[Given information]
________________________________________
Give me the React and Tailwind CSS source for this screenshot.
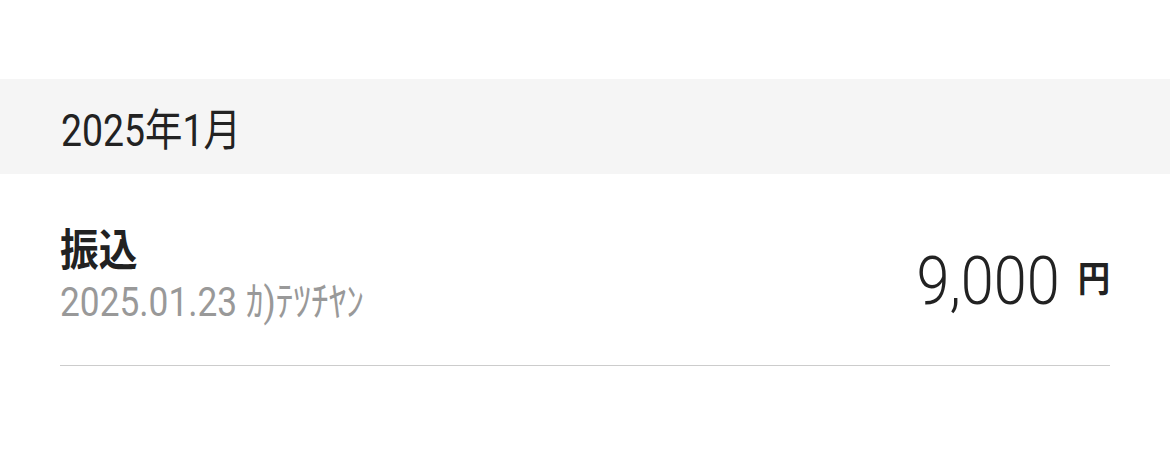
import React from "react";

function Transaction({ title, date, payee, amount }) {
  return (
    <div className="mx-[60px] h-[192px] flex items-start justify-between border-b border-[#cccccc]">
      <div className="flex flex-col pt-[51px]">
        <p className="text-[44px] leading-[52px] font-bold text-[#222222] origin-left scale-x-[0.88]">
          {title}
        </p>
        <p className="text-[41px] leading-[50px] text-[#999999] origin-left scale-x-[0.86] whitespace-nowrap">
          {date} {payee}
        </p>
      </div>
      <div className="flex items-start gap-5 pt-[75px] origin-right scale-x-[0.9]">
        <span className="text-[66px] leading-none font-light text-[#222222]">{amount}</span>
        <span className="text-[36px] leading-none font-bold text-[#222222] mt-[13px]">円</span>
      </div>
    </div>
  );
}

export default function App() {
  return (
    <div
      className="w-[1170px] h-[474px] bg-white overflow-hidden"
      style={{ fontFamily: "Roboto, 'Noto Sans CJK JP', sans-serif" }}
    >
      <div className="h-[79px]"></div>
      <div className="h-[95px] bg-[#f5f5f5] flex items-center px-[61px] pt-[8px]">
        <p className="text-[44px] text-[#222222] origin-left scale-x-[0.85]">2025年1月</p>
      </div>
      <Transaction title="振込" date="2025.01.23" payee="ｶ)ﾃﾂﾁﾔﾝ" amount="9,000" />
    </div>
  );
}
________________________________________
[Exercise instructions]
Repeat the material exactly as it reads, without any of its pictures.

[Output]
Give me the React and Tailwind CSS source for this screenshot.
import React from "react";

function Transaction({ title, date, payee, amount }) {
  return (
    <div className="mx-[60px] h-[192px] flex items-start justify-between border-b border-[#cccccc]">
      <div className="flex flex-col pt-[51px]">
        <p className="text-[44px] leading-[52px] font-bold text-[#222222] origin-left scale-x-[0.88]">
          {title}
        </p>
        <p className="text-[41px] leading-[50px] text-[#999999] origin-left scale-x-[0.86] whitespace-nowrap">
          {date} {payee}
        </p>
      </div>
      <div className="flex items-start gap-5 pt-[75px] origin-right scale-x-[0.9]">
        <span className="text-[66px] leading-none font-light text-[#222222]">{amount}</span>
        <span className="text-[36px] leading-none font-bold text-[#222222] mt-[13px]">円</span>
      </div>
    </div>
  );
}

export default function App() {
  return (
    <div
      className="w-[1170px] h-[474px] bg-white overflow-hidden"
      style={{ fontFamily: "Roboto, 'Noto Sans CJK JP', sans-serif" }}
    >
      <div className="h-[79px]"></div>
      <div className="h-[95px] bg-[#f5f5f5] flex items-center px-[61px] pt-[8px]">
        <p className="text-[44px] text-[#222222] origin-left scale-x-[0.85]">2025年1月</p>
      </div>
      <Transaction title="振込" date="2025.01.23" payee="ｶ)ﾃﾂﾁﾔﾝ" amount="9,000" />
    </div>
  );
}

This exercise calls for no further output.